China expanded lockdowns on Thursday as the only major country in the world still pursuing a strict “zero Covid” policy reported a record high number of coronavirus infections.
In the city of Zhengzhou, more than six million residents in eight districts were told to stay at home for five days, except to buy food or get medical treatment.
Daily mass testing was ordered in what the city government called a “war of annihilation” against the virus.
Across China, the number of new cases reported in the past 24 hours was 31,444, the National Health Commission said Thursday. That is the highest daily figure since the coronavirus was first detected in the central Chinese city of Wuhan in late 2019.
The daily average of reported cases is steadily increasing. This week, authorities reported China’s first Covid-19 deaths in six months, bringing the total to 5,232.

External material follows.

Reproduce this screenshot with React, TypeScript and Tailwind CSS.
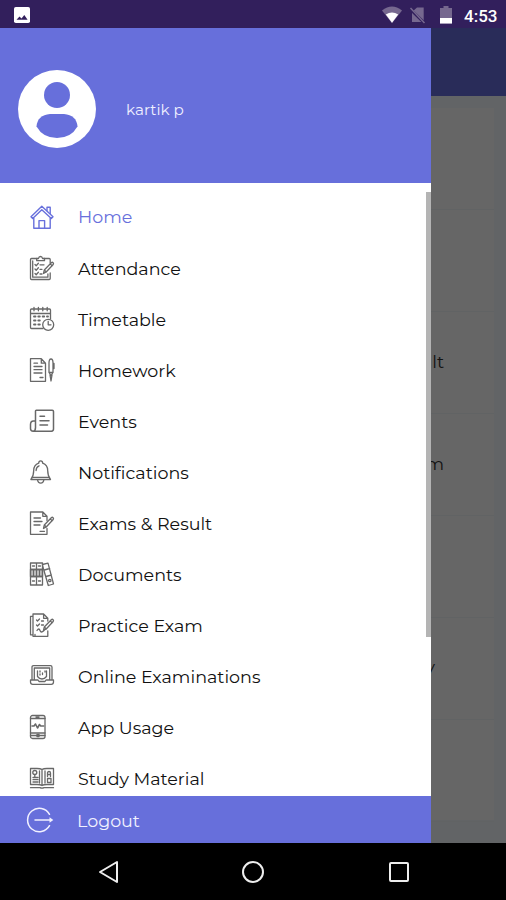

While the numbers of cases and deaths are relatively low compared to most of Europe and the US, China remains committed to President Xi’s signature “zero-Covid” strategy that aims to isolate every case and eliminate the virus entirely. Most of the rest of the world is ending anti-virus controls and relying on vaccinations and immunity from past infections to prevent deaths and serious illness.
Businesses and residential communities from the manufacturing center of Guangzhou in the south to Beijing in the north have also been placed under various forms of lockdown, measures that particularly affects blue-collar migrant workers.
Guangzhou suspended access on Monday to its Baiyun district of 3.7 million residents, while residents of some areas of Shijiazhuang, a city of 11 million people southwest of Beijing, were told to stay home while mass testing is conducted.
China’s attempts to clamp down on Covid infections has cast a shadow over the world’s second-biggest economy.
Foxconn, the world's biggest contract assembler of smartphones and other electronics, is struggling to fill orders for the iPhone 14 after thousands of employees walked away from the factory in Zhengzhou last month following complaints about unsafe working conditions.
The factory has seen clashes between workers and police this week amid complaints about pay.
Foxconn, based in Taiwan, said its contractual obligation about payments “has always been fulfilled”.